Mi segundo recuerdo e inmediato es una pelota azul de rayas blancas. Ya logro verme la cara, una camiseta blanca desgastada, pie descalzo, el sabor de una compota y un carro dañado a la orilla de una carretera. Calor, mucho calor y esa casa de la playa en Chichiriviche a la que íbamos con frecuencia.
Después de eso, en la mente sucede cualquier cosa: un caballo, los Médanos de Coro, una canción de Jerry Rivera, las hortalizas de Mérida, mi tos, el calor de Maracaibo, mi asma, un desvío en Carúpano, las aguas termales de Puerto Cabello, el azul de Isla Larga y mi miedo temprano a los corales.
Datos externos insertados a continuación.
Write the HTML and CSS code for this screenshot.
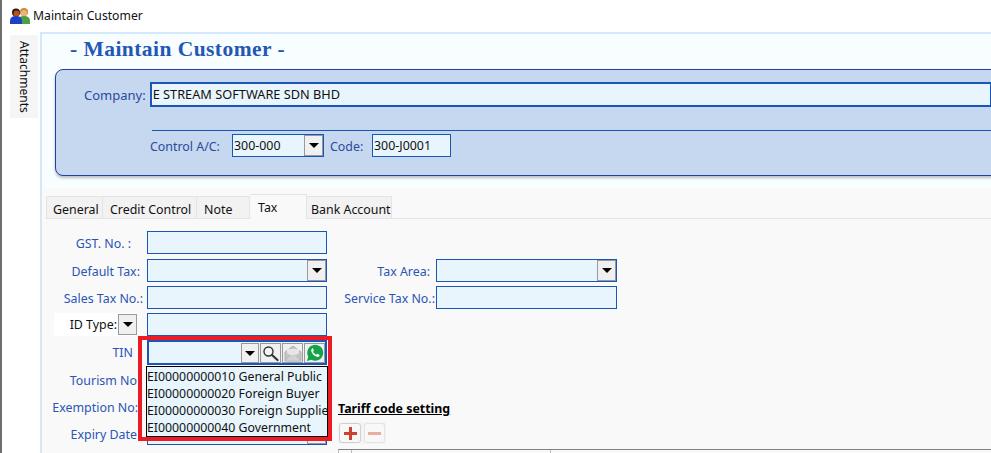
FILE: index.html
```html
<!DOCTYPE html>
<html lang="en">
<head>
  <meta charset="UTF-8">
  <meta name="viewport" content="width=device-width, initial-scale=1.0">
  <title>Maintain Customer</title>
  <link rel="stylesheet" href="styles.css">
</head>
<body>
  <div class="titlebar">
    <svg class="app-icon" width="20" height="18" viewBox="0 0 20 18">
      <circle cx="14" cy="5" r="4" fill="#c98a3e"/>
      <circle cx="14" cy="6" r="3" fill="#f0b27a"/>
      <path d="M8 17v-3c0-4 3-5 6-5s6 1 6 5v3z" fill="#4f9e45"/>
      <circle cx="6" cy="5.500" r="4" fill="#2a1a14"/>
      <circle cx="6.500" cy="6.500" r="3" fill="#b8501c"/>
      <path d="M0 17v-3c0-4 3-5 6-5s6 1 6 5v3z" fill="#1f3fc8"/>
    </svg>
    <span>Maintain Customer</span>
  </div>

  <div class="workarea">
    <div class="side-tab"><span>Attachments</span></div>

    <div class="main">
      <div class="head">
        <h1>- Maintain Customer -</h1>
        <div class="card">
          <div class="company-row">
            <label class="company-label">Company:</label>
            <div class="field field-company">E STREAM SOFTWARE SDN BHD</div>
          </div>
          <div class="card-line"></div>
          <div class="control-row">
            <label>Control A/C:</label>
            <div class="field field-control">
              300-000
              <span class="drop-btn"><i class="arrow"></i></span>
            </div>
            <label class="code-label">Code:</label>
            <div class="field field-code">300-J0001</div>
          </div>
        </div>
      </div>

      <div class="body-area">
        <!-- tabs -->
        <div class="tabs">
          <div class="tab tab-general">General</div>
          <div class="tab tab-credit">Credit Control</div>
          <div class="tab tab-note">Note</div>
          <div class="tab tab-active">Tax</div>
          <div class="tab tab-bank">Bank Account</div>
        </div>

        <div class="tab-page">
          <div class="form">
            <label class="pad-16">GST. No. :</label>
            <div class="field"></div>
            <div></div><div></div>

            <label class="pad-7">Default Tax:</label>
            <div class="field"><span class="drop-btn"><i class="arrow"></i></span></div>
            <label class="pad-6">Tax Area:</label>
            <div class="field"><span class="drop-btn"><i class="arrow"></i></span></div>

            <label class="pad-4">Sales Tax No.:</label>
            <div class="field"></div>
            <label class="pad-1">Service Tax No.:</label>
            <div class="field"></div>

            <div class="id-type">
              <span>ID Type:</span>
              <span class="id-btn"><i class="arrow"></i></span>
            </div>
            <div class="field"></div>
            <div></div><div></div>

            <label class="pad-14">TIN</label>
            <div class="field field-tin">
              <span class="tin-btn tin-arrow"><i class="arrow"></i></span>
              <span class="tin-btn">
                <svg width="17" height="17" viewBox="0 0 17 17">
                  <circle cx="6.500" cy="6.500" r="4.500" fill="#f4f6f6" stroke="#333" stroke-width="1.400"/>
                  <path d="M10 10l5.500 5" stroke="#333" stroke-width="2.200" stroke-linecap="round"/>
                </svg>
              </span>
              <span class="tin-btn">
                <svg width="18" height="17" viewBox="0 0 18 17">
                  <path d="M1 7l8-6 8 6v9H1z" fill="#c4c4c4" stroke="#b0b0b0"/>
                  <path d="M3 8V4h12v4l-6 4z" fill="#e6e6e6"/>
                  <path d="M1 16l6-6 2 1.500 2-1.500 6 6z" fill="#d2d2d2" stroke="#b5b5b5" stroke-width=".6"/>
                </svg>
              </span>
              <span class="tin-btn">
                <svg width="18" height="18" viewBox="0 0 18 18">
                  <path d="M1 17l1.200-4.400A8 8 0 1 1 5.400 15.800z" fill="#15a34a"/>
                  <path d="M6 4.800c-.6.5-1 1.300-.7 2.400.6 2.300 3 4.900 5.600 5.600 1.100.3 2-.1 2.500-.8.4-.6.3-1.100-.1-1.300l-1.700-.8c-.3-.1-.5 0-.7.2l-.6.7c-1.400-.5-2.600-1.600-3.200-3l.6-.7c.2-.2.2-.4.1-.7l-.7-1.600c-.2-.5-.8-.6-1.200-.3z" fill="#fff"/>
                </svg>
              </span>
            </div>
            <div></div><div></div>

            <label class="pad-10 low">Tourism No</label>
            <div></div>
            <div class="tariff">
              <div class="tariff-title">Tariff code setting</div>
              <div class="tariff-btns">
                <span class="tariff-btn"><i class="plus"></i></span>
                <span class="tariff-btn tariff-btn-off"><i class="minus"></i></span>
              </div>
              <div class="tariff-table">
                <span class="cell-first"></span>
                <span class="cell-second"></span>
              </div>
            </div>

            <label class="pad-9 low">Exemption No:</label>
            <div></div>

            <label class="pad-10 low">Expiry Date</label>
            <div class="field"><span class="drop-btn"></span></div>
          </div>
        </div>
      </div>
    </div>
  </div>

  <!-- red annotation box and the open TIN list sit over the form -->
  <div class="tin-list">
    <div>EI00000000010 General Public</div>
    <div>EI00000000020 Foreign Buyer</div>
    <div>EI00000000030 Foreign Supplie</div>
    <div>EI00000000040 Government</div>
  </div>
  <div class="red-box"></div>
</body>
</html>
```

FILE: styles.css
```css
* {
  box-sizing: border-box;
}

html, body {
  height: 100%;
}

body {
  margin: 0;
  overflow: hidden;
  position: relative;
  background-color: #fff;
  border-left: 2px solid #6e6e6e;
  font-family: "Noto Sans", "Open Sans", sans-serif;
  font-size: 12.4px;
  color: #111;
}

.titlebar {
  height: 31px;
  display: flex;
  align-items: center;
  gap: 3px;
  padding-left: 8px;
  font-size: 12.2px;
  background-color: #fff;
}

.workarea {
  display: flex;
  height: 422px;
}

.side-tab {
  width: 28px;
  height: 83px;
  margin: 4px 0 0 8px;
  font-size: 12px;
  background-color: #f5f5f5;
  display: flex;
  align-items: center;
  justify-content: center;
}

.side-tab span {
  writing-mode: vertical-rl;
}

.main {
  flex: 1;
  min-width: 0;
  margin: 1px 0 0 2px;
  display: flex;
  flex-direction: column;
  border-left: 2px solid #d3e8fb;
}

.head {
  height: 156px;
  padding: 0 0 0 13px;
  border-top: 2px solid #d3e8fb;
  background-color: #f8fdff;
}

.head h1 {
  margin: 3px 0 0 15px;
  height: 32px;
  font-family: "Liberation Serif", serif;
  font-size: 21.5px;
  font-weight: bold;
  letter-spacing: 0.45px;
  color: #2257b5;
}

.card {
  height: 107px;
  margin-right: -2px;
  padding: 12px 0 0 28px;
  background-color: #c6d7f0;
  border: 1px solid #23409f;
  border-radius: 8px 0 0 8px;
  box-shadow: 0 2px 3px rgba(0, 0, 0, 0.25);
  color: #2a4a9c;
}

.field {
  position: relative;
  height: 23px;
  line-height: 19px;
  padding-left: 1px;
  background-color: #e8f5fc;
  border: 1px solid #1a56b8;
  color: #111;
}

.company-row {
  display: flex;
  align-items: center;
  gap: 4px;
}

.company-label {
  font-size: 13px;
}

.field-company {
  flex: 1;
  height: 25px;
  line-height: 21px;
  padding-left: 1px;
  border-width: 2px;
  font-size: 12.75px;
}

.card-line {
  height: 1px;
  margin: 23px 0 0 68px;
  background-color: #1a56b8;
}

.control-row {
  display: flex;
  align-items: center;
  height: 23px;
  margin: 3px 0 0 66px;
}

.control-row label {
  width: 82px;
  padding-top: 2px;
}

.control-row .code-label {
  width: 42px;
  margin-left: 6px;
}

.field-control {
  width: 92px;
  line-height: 21px;
}

.field-code {
  width: 79px;
  line-height: 21px;
}

.drop-btn {
  position: absolute;
  top: 0;
  right: 0;
  width: 19px;
  height: 21px;
  display: flex;
  align-items: center;
  justify-content: center;
  background-color: #f0f0f0;
  border: 1px solid #999;
}

.arrow {
  width: 0;
  height: 0;
  border-left: 5px solid transparent;
  border-right: 5px solid transparent;
  border-top: 5px solid #000;
}

.body-area {
  flex: 1;
  background-color: #f9f9f9;
  padding: 7px 0 0 4px;
  min-height: 0;
}

.tabs {
  display: flex;
  align-items: flex-end;
  height: 24px;
  border-bottom: 1px solid #e4e4e4;
}

.tab {
  height: 22px;
  line-height: 25px;
  padding-left: 7px;
  white-space: nowrap;
  background-color: #f2f2f2;
  border: 1px solid #e4e4e4;
  border-bottom: 0;
  border-left: 0;
}

.tab-general {
  width: 57px;
  padding-left: 6px;
  border-left: 1px solid #e4e4e4;
}

.tab-credit {
  width: 94px;
}

.tab-note {
  width: 53px;
}

.tab-active {
  width: 57px;
  height: 25px;
  margin-bottom: -1px;
  padding-left: 8px;
  line-height: 26px;
  background-color: #f9f9f9;
}

.tab-bank {
  width: 85px;
  padding-left: 4px;
}

.tab-page {
  padding: 12px 0 0 2px;
}

.form {
  display: grid;
  grid-template-columns: 99px 180px 109px 181px;
  grid-template-rows: 24px 23px 23px 23px 24px;
  grid-auto-rows: 23px;
  row-gap: 4px;
  color: #2a55b5;
}

.form > label {
  text-align: right;
  line-height: 25px;
  white-space: nowrap;
}

.form > .low {
  line-height: 26px;
}

.form > .field {
  height: 23px;
}

.form > .field-tin {
  height: 25px;
}

.pad-1 { padding-right: 1px; }
.pad-4 { padding-right: 4px; }
.pad-6 { padding-right: 6px; }
.pad-7 { padding-right: 7px; }
.pad-9 { padding-right: 9px; }
.pad-10 { padding-right: 10px; }
.pad-14 { padding-right: 14px; }
.pad-16 { padding-right: 16px; }

.id-type {
  margin: 0 10px 0 6px;
  display: flex;
  align-items: center;
  justify-content: flex-end;
  gap: 1px;
  background-color: #fff;
  color: #111;
}

.id-btn {
  width: 19px;
  height: 21px;
  display: flex;
  align-items: center;
  justify-content: center;
  background-color: #f0f0f0;
  border: 1px solid #999;
}

.field-tin {
  padding: 1px 0 0 0;
  border-width: 2px;
  display: flex;
  justify-content: flex-end;
  gap: 1px;
}

.tin-btn {
  width: 21px;
  height: 20px;
  display: flex;
  align-items: center;
  justify-content: center;
  background-color: #f0f0f0;
  border: 1px solid #999;
}

.tin-arrow {
  width: 18px;
}

.tariff {
  grid-column: 3 / 5;
  grid-row: span 3;
  padding-top: 32px;
  margin: 0 -400px 0 11px;
  color: #000;
}

.tariff-title {
  font-weight: bold;
  text-decoration: underline;
  line-height: 17px;
}

.tariff-btns {
  display: flex;
  width: 48px;
  gap: 3px;
  margin-top: 5px;
  padding: 1px;
  background-color: #f3f3f3;
}

.tariff-btn {
  width: 22px;
  height: 20px;
  display: flex;
  align-items: center;
  justify-content: center;
  background-color: #f8f8f8;
  border: 1px solid #cfcfcf;
  border-radius: 3px;
}

.tariff-btn-off {
  width: 21px;
  border-color: #e4e4e4;
}

.plus {
  width: 13px;
  height: 13px;
  background:
    linear-gradient(#c9432f, #c9432f) center / 13px 3px no-repeat,
    linear-gradient(#c9432f, #c9432f) center / 3px 13px no-repeat;
}

.minus {
  width: 13px;
  height: 3px;
  background-color: #e9ada2;
}

.tariff-table {
  display: flex;
  height: 20px;
  margin-top: 5px;
  border-top: 1px solid #808080;
  border-left: 1px solid #bbb;
}

.tariff-table span {
  display: block;
  height: 100%;
  border-right: 1px solid #bbb;
}

.cell-first {
  width: 13px;
}

.cell-second {
  width: 199px;
}

.tin-list {
  position: absolute;
  left: 144px;
  top: 366px;
  width: 182px;
  height: 71px;
  padding-top: 1px;
  overflow: hidden;
  background-color: #e8f5fc;
  border: 1px solid #000;
  font-size: 12.3px;
  line-height: 17px;
  white-space: nowrap;
  color: #111;
}

.red-box {
  position: absolute;
  left: 136px;
  top: 336px;
  width: 194px;
  height: 105px;
  border: 4px solid #ed1c24;
}
```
Un hotel de puertas rotas, la carretera quieta hacia el Oriente del país, Isla de Plata, Arapito y una aguamala torturándome un dedo, una tragedia como pocas. Una noche buscando hotel en Trujillo, el calor de las promesas cumplidas ante José Gregorio Hernández en Isnotú; el camino a La Puerta, el mal de Páramo, el sabor a chocolate caliente, el asma, la primera vez que vi la nieve. Otra vez los Médanos y una culebra. Otra vez Isla Larga y un paseo en bote. La Vírgen de la Paz y un parque grandioso, una pasta a la carbonara en Villa Hermosa caminando a Mérida, un río que tumbó a mi mamá por andar saltando las piedras, Jají y una bocina que me gritó al oído. Caracas, llegando de noche. Caracas, partiendo de madrugada. Una franela morada de Mickey Mouse, una foto con Pluto, una montaña rusa alta y oscura. Un jardín lleno de flores, un inglés incomprensible, una noche entera en un aeropuerto, un castillo azul, asma, un camino de vuelta. Un álbum lleno de fotos.
Los viajes que (no) recuerdo. Esos que no decides, pero de los que guardas trazos en la memoria, como la anécdota inolvidable. Esos caminos que ahora quieres recorrer a conciencia, para contarlos luego. Esos recuerdos, esos.